La récente sécheresse exceptionnellement longue et intense en Europe centrale de 2018 à 2020 a considérablement dépassé les impacts précédents et a entraîné une mortalité généralisée chez différentes espèces. Elle a provoqué une épidémie de scolytes à grande échelle sans précédent, qui a particulièrement touché les forêts d’épicéas de Norvège plantées en dehors de leur aire de répartition d’origine en Europe centrale. Cela a conduit à des coupes de récupération sur plus d’un million d’hectares. La mortalité induite par la sécheresse a également affecté plusieurs autres espèces, notamment le hêtre et le pin sylvestre dans leur aire de répartition d’origine, et même partiellement les forêts d’épinette d’Engelmann indigènes.

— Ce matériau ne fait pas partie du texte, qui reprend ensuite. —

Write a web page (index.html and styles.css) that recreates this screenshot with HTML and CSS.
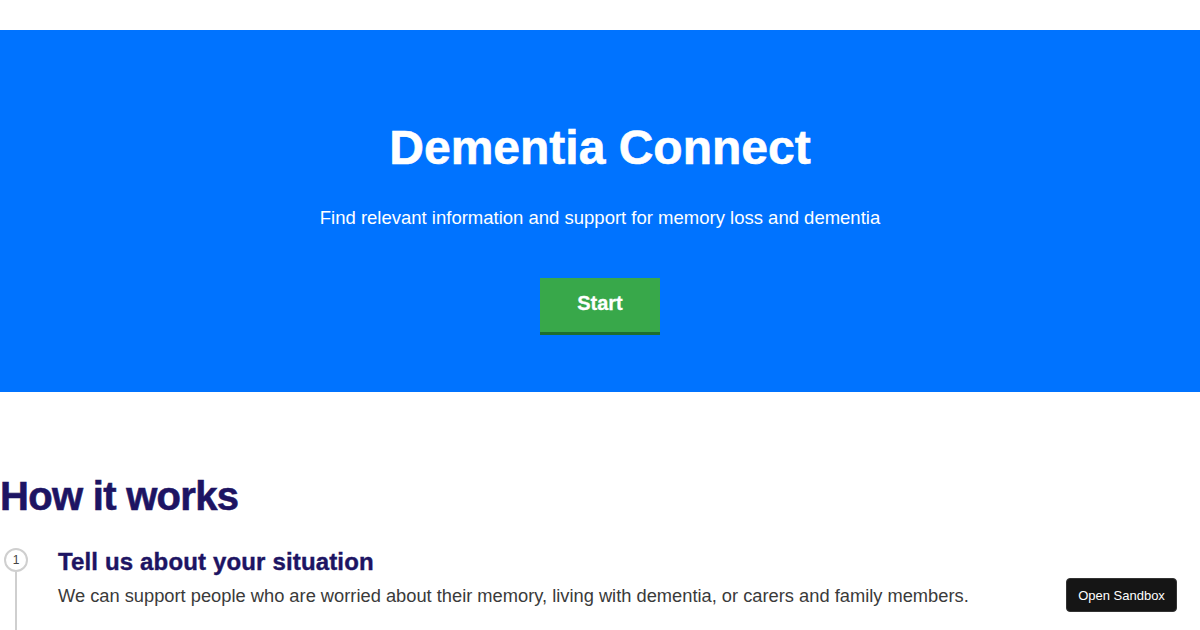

Il s’est ensuivi une saturation du marché du bois, un effondrement des prix du bois et les pertes économiques qui en ont résulté pour de nombreux propriétaires forestiers, en particulier en République tchèque, en Autriche et en Allemagne.
À l’avenir, la croissance des forêts et la composition des espèces d’arbres en Europe sont susceptibles de changer, mais la zone, l’ampleur et en partie même le sens de ce changement sont difficiles à prévoir. Cela est dû à un certain nombre d’incertitudes fondamentales concernant :
- Le niveau de réchauffement climatique au cours du 21e siècle. Les impacts futurs pourraient être amplifiés si le monde ne parvient pas à atteindre les objectifs de l’Accord de Paris.
- L’évolution future des événements extrêmes dans un climat en cours de changement. Certains des extrêmes récents ont été causés par l’évolution des schémas mondiaux de circulation. La manière avec laquelle ils vont se reproduire et à quel point ils pourraient s’aggraver avec le réchauffement climatique en cours restent inconnus.
- L’effet de l’augmentation des concentrations du CO2 dans l’atmosphère et leur impact sur la croissance des forêts et l’efficacité de l’utilisation de l’eau. L’augmentation des concentrations du CO2 dans l’atmosphère stimule la croissance des forêts avec un peu moins d’absorption d’eau. Cependant, les interactions avec d’autres facteurs limitant la croissance (nutriments, eau) réduiront probablement ces effets à l’avenir.
- Les effets combinés des changements de productivité et des impacts des perturbations. Le changement climatique peut améliorer la productivité des forêts les années où les conditions climatiques sont moyennes, mais ces gains peuvent être perdus ou même s’inverser en raison de perturbations plus fréquentes ou plus intenses.Par conséquent, il est nécessaire d’interpréter ensemble les impacts du changement climatique sur la productivité et les régimes de perturbation. De telles évaluations intégrées et quantitatives font défaut pour l’UE.
- La capacité d’adaptation des propriétaires fonciers, des arbres et des écosystèmes forestiers. Les espèces et les génotypes dominants localement sont de plus en plus inadaptés. Les connaissances sur la manière dont les arbres peuvent s’adapter à de nouvelles conditions climatiques proches de leurs limites physiologiques sont limitées.
Le rythme et l’ampleur actuels des changements climatiques dépassent la vitesse de migration naturelle des espèces d’arbres. Une gestion active est donc nécessaire pour permettre l’existence future des forêts et leur gestion durable. Cela pourrait par exemple être réalisé à travers la plantation artificielle ou l’ensemencement de génotypes mieux adaptés ou d’espèces actuellement non disponibles sur le site (ce que l’on appelle la « migration assistée »).